I have never been one to sit on my butt. Most days, I’m up and (fueled by bowl-sized cappuccinos) running by 7am. Not as early as my first writing teacher Frederick Busch who used to be at his computer in his office by 4:30am, and not coincidentally, wrote book after book after book. Nor as early as the garbage men outside my bedroom window who haul away the trash with as much cacophony as possible at 5am. And then, of course, there are the kids who start their kicking and rolling and giggling around 6:30. A niggle in the small of my back, a tug on my hair, a kiss on my cheek. Okay, okay, I’m awake. Really. 7am it is, though it may seem indolent in comparison but the following 15 hours are filled with a flurry of activity—lunches to pack, breakfasts to make, showers, then classes to teach, and kids then to pick up, more papers to grade, and dogs to walk, four miles to run and weights to lift, dinners to bake or grill or sauté, and dishes and dishes to clean and put away, kids' baths (separate these days), reading for class, then bed (kids) and tea (me), then bed. Repeat. Repeat again.
My life generally takes the form of a breathless run-on sentence. I’m not complaining. I have trouble sitting still. Some form of personality-based restless leg syndrome? Also a possibility: the low-grade mania that always dogs me, often referred to as hypomania. This less psychotic sister of mania is characterized by a decreased need for sleep or rest, an increase in energy (i.e., life lived in the exclamation point!!!), an elevated (or irritable) mood, and a flight of ideas. This is the baseline state at which I have lived most of my life. Rather, I should say, charged through my life. Hypomania tends to dispense with the inconsequential, which in ITs jagged angle of vision equals reflection. Meaningful reflection, the kind that needs the pause, the silent beat, the deep breath. Of course, all that excessive energy leads to rumination—which is all about relentless circular thinking that leads only to obsessing over what has been lost, what is imperfect, what is now impossible.
Enter Negril, Jamaica. IT tried to come along. In addition to my swimsuit, I packed my running gear, intent on getting up, if not with the crows, then with the Caribbean dove, and pounding out my four miles up and down the white, sandy beach, IPod attached, volume way up to drown out the cat calls from the insistent hawkers of papaya juice, carved chickens, and ganja. And surely there’d be some sand-free spot where I could do my 300 sit ups. To which IT said: But that is not enough. There will have to be speedy walks up and down the beach all day long if you have any intention of eating anything other than coffee. If you do intend to eat, fruit all day, one meal at night. And there are the 3 books you must read before you leave in 5 days. And no napping. Absolutely no wasting any second of this vacation. Does this register, soldier?

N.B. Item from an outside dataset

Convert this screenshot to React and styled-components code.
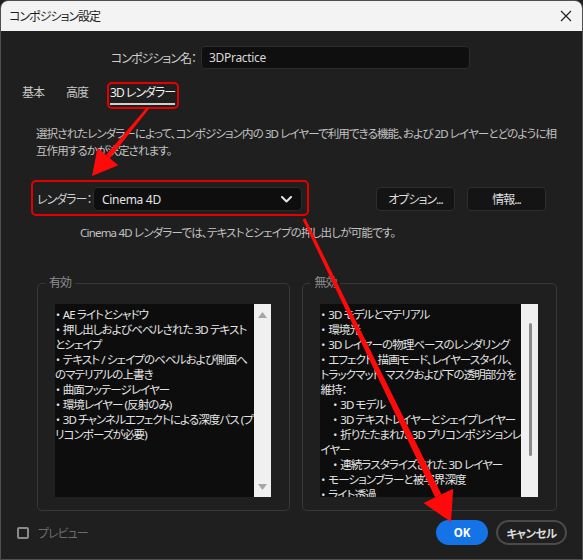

But here’s the thing: the first day I made a feeble attempt to raise myself from the lounge chair to go on one of those punishing walks. But then Christopher showed up with a fresh Banana Daiquiri (virgin) and I fell back into the torpor. But this word is imprecise because torpor suggests a sluggish inactivity. And while I may have been sluggish, I was anything but inactive. Idleness is the word better suited for what happened to me. I ate pineapple and papaya but I never had to move to get it. The Fruit Lady would sashay past my chair, a basket of fresh fruit on her head, hand holding a long knife, and she’d carve up a pineapple for me at my feet. And then the Juice Man would wander by with his cooler of rum bottles filled with fresh squeezed orange, carrot, and papaya juice. There was the frequent re-lathering of sunscreen. A hand raised to tip back the sun hat. Oh sure, I made forays into the water, which itself was not taxing as you could walk out 100 yards and it still didn’t hit your hip. And Christopher and I strolled down the beach in search of vegetable patties for lunch and a jerk hut for dinner. Okay, I moved more than I’m letting on. My eyeballs diligently drifted back and forth across the pages of my book (The Girl with the Dragon Tattoo before the new collection of Alice Munro stories). And the beach was 7 miles long, so our woozy-headed strolls became Daiquiri-inspired saunters. And then there was kid-free vacation sex. Whenever we felt like it. As long as we liked. And we liked it a lot. No problem, man. No problem.
Which brings me to Nada. What I did on my vacation. I dozed and dreamed and dallied. I would normally say that I earned it, but that would be IT trying to stake a claim. Earn—ITs lie that I have to earn my keep, my food, my rest, my peace, my place on this planet. What do you have to say to that? IT demands. With a wave of my newly tanned hand and the assurance that I swam well, ate well, sunned well, and loved well, I say Nada.